Kata 'sayang' Kevin pakai dalam rangka merayu Mita, tapi sepertinya kali itu tidak mempan. Walau jauh di lubuk hati Kevin yang paling dalam juga tidak rela kalau gadisnya 'dilihat-lihat' oleh lelaki lain, tapi lebih tidak rela lagi kalau kondisi Mita memburuk lalu terjadi komplikasi.
"Enggak, Kev. Gue nggak mau. Lagian gue nggak kenapa-napa, kok. Udahlah, nggak usah periksa-periksa segala bisa, 'kan?"
Diagnosis utama dan beberapa diagnosis banding sudah Kevin susun di otak. Mulai dari Von Willebrand Disease, Adenomiosis, Endometriosis, Isthmocele, Leiomioma, dan yang paling membuat Kevin memohon ampun pada Sang Pencipta adalah kanker rahim. Amit-amit jabang bayi.
Entah kenapa akhir-akhir ini semesta seperti berkonspirasi untuk menendangnya dari bumi. Mita yang begitu keras kepala berkata baik-baik saja membuat Kevin nyaris stres. Bagaimana bisa pengonsumsi painkiller jenis opioid tiap kali nyeri menstruasi datang bisa baik-baik saja? Mita sama sekali tidak paham dengan hal itu.
Ya Tuhan, Kevin tidak berani membayangkan sudah berapa lama Mita menjalani hari-hari selama menstruasi dengan painkiller dosis tinggi. Pun, dari mana Mita bisa mendapat obat semacam itu, dan siapa orang gila yang merekomendasikan.

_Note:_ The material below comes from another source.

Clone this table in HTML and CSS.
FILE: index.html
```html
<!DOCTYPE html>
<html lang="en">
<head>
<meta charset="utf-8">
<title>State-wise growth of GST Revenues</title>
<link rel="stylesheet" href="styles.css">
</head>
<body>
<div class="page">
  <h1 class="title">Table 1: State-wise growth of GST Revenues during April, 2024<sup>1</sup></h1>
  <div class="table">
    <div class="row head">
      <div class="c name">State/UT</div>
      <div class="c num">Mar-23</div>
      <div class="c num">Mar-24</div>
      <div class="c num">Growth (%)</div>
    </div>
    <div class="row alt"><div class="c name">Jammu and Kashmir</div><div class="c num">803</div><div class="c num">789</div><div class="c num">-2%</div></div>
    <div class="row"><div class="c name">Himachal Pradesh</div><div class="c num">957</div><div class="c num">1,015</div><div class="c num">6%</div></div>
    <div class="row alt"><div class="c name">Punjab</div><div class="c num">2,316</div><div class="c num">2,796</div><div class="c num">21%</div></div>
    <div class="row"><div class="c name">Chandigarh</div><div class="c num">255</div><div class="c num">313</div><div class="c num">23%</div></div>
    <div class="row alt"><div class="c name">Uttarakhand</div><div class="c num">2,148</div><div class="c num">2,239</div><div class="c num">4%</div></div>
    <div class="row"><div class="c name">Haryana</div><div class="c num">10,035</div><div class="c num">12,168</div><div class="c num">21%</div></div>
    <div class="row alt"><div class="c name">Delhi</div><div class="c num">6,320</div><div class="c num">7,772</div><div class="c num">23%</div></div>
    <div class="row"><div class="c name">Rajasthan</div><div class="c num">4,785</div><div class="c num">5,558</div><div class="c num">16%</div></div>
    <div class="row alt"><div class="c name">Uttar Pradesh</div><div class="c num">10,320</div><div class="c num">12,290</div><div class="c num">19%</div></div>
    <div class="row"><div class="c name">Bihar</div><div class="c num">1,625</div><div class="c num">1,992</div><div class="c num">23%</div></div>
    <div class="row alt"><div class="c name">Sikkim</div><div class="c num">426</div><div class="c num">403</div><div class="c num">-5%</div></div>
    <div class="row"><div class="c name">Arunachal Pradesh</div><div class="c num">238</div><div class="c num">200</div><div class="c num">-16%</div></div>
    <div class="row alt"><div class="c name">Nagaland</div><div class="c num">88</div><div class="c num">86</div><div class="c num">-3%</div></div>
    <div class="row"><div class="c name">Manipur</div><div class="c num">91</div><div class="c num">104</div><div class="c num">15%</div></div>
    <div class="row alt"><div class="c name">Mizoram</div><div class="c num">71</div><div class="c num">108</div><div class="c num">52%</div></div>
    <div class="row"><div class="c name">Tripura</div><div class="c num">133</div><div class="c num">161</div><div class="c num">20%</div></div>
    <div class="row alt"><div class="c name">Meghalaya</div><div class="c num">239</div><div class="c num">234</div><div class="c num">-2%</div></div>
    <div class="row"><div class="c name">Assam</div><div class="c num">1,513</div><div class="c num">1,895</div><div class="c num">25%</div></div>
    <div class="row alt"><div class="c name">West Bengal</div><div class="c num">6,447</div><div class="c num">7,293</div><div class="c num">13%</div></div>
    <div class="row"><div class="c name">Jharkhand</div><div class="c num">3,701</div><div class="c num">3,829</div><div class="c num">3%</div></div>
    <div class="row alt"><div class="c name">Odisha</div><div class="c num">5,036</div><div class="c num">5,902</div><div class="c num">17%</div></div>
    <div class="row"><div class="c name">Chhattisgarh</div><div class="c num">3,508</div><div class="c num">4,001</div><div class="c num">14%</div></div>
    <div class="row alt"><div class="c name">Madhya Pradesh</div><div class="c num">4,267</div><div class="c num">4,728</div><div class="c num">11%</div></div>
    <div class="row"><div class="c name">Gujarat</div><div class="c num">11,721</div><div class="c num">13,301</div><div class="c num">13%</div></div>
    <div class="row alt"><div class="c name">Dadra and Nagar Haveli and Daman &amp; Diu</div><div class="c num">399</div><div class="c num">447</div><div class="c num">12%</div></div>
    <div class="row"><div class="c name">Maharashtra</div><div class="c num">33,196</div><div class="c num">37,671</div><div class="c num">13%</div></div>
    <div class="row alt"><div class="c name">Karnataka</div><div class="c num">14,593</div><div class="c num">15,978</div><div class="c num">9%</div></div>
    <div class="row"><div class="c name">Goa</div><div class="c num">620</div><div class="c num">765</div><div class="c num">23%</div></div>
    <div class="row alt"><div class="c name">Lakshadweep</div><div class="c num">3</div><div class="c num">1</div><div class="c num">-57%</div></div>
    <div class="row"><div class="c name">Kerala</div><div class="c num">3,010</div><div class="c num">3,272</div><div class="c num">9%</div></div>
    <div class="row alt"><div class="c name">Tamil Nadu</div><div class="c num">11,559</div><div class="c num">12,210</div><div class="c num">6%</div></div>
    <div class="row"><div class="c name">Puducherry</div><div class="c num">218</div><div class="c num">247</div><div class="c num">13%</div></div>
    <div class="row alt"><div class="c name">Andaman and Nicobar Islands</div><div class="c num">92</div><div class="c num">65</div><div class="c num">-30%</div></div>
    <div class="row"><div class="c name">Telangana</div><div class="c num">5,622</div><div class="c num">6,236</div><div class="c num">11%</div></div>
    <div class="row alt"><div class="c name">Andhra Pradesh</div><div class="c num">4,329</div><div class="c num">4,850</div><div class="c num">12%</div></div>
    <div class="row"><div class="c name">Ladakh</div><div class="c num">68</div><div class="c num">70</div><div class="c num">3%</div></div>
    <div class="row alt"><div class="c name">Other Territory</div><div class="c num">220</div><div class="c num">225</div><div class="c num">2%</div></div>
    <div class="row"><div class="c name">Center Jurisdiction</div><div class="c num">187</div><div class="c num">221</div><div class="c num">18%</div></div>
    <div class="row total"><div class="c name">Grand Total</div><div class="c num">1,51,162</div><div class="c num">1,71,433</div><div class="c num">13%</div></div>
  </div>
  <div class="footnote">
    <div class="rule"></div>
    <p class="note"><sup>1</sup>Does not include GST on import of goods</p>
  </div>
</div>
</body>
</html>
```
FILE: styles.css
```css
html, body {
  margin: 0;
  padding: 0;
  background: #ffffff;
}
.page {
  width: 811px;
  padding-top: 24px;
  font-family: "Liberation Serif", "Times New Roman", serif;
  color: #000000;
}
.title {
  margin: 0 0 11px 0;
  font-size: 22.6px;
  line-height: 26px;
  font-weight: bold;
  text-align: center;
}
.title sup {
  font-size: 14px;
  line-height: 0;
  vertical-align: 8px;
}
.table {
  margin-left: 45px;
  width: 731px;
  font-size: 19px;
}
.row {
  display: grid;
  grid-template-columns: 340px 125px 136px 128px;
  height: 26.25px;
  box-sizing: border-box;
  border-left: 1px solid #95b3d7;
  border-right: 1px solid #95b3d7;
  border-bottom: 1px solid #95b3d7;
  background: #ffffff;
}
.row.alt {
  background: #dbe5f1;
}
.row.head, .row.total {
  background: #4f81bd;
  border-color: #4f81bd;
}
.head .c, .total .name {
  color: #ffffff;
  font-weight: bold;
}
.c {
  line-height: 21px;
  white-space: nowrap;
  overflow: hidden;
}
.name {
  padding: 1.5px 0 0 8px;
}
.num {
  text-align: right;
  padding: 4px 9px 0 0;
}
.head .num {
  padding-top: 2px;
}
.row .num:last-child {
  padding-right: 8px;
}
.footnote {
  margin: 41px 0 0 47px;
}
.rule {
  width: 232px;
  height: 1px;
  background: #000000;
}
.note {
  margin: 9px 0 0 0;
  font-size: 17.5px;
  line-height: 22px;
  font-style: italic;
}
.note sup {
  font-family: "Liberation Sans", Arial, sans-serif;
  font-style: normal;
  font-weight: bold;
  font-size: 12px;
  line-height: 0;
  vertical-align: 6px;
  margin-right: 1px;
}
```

Itu belum seberapa. Hasil diagnosis dr. Chandra yang sudah tegak menambah kadar frustrasi Kevin. Glaukoma primer sudut tertutup akut, memang mempunyai gejala yang sangat khas. Kevin sudah tahu itu dari jurnal-jurnal yang ia lahap beberapa waktu belakangan. Rasa sakit yang hebat menjalar ke arah kepala disertai mual muntah. Senada dengan perkataan dr. Chandra tempo hari setelah melakukan pemeriksaan lanjut pada Kevin.
"Visus menurun. Hasil oftamolskopi 0,6 sudah lebih dari yang seharusnya 0,3. Kenapa? Karena sesuai Teori Hukum Pascal, tekanan intraokuler yang cukup tinggi akan diteruskan sama besarnya ke segala arah, termasuk ke saraf belakang mata. Kalau saraf terus menerus tertekan, lama-lama akan mengalami kerusakan. Saya sudah sampaikan sebelumnya kalau kerusakan saraf mata akibat Glaukoma ini bersifat permanen. Jadi satu-satunya jalan adalah menjaga tekanan bola mata ada di angka normal."
Pertemuan kedua dengan dokter spesialis mata yang amat sangat kebetulan, karena praktik di klinik milik dr. Chandra ini memang setiap Senin. Di luar itu, jadwal terbagi di beberapa rumah sakit swasta dan klinik lain.
Namun sayangnya, fakta lain juga mengikuti. Dokter Chandra tidak bisa dilarang untuk mencari tahu tentang Kevin a.k.a pasiennya. Otomatis posisi Kevin sebagai anak dari dr. Dewangga, pemilik Citra Medika, yang juga sedang mengabdi di RSP Bandung sebagai residen bedah sudah jelas terbaca.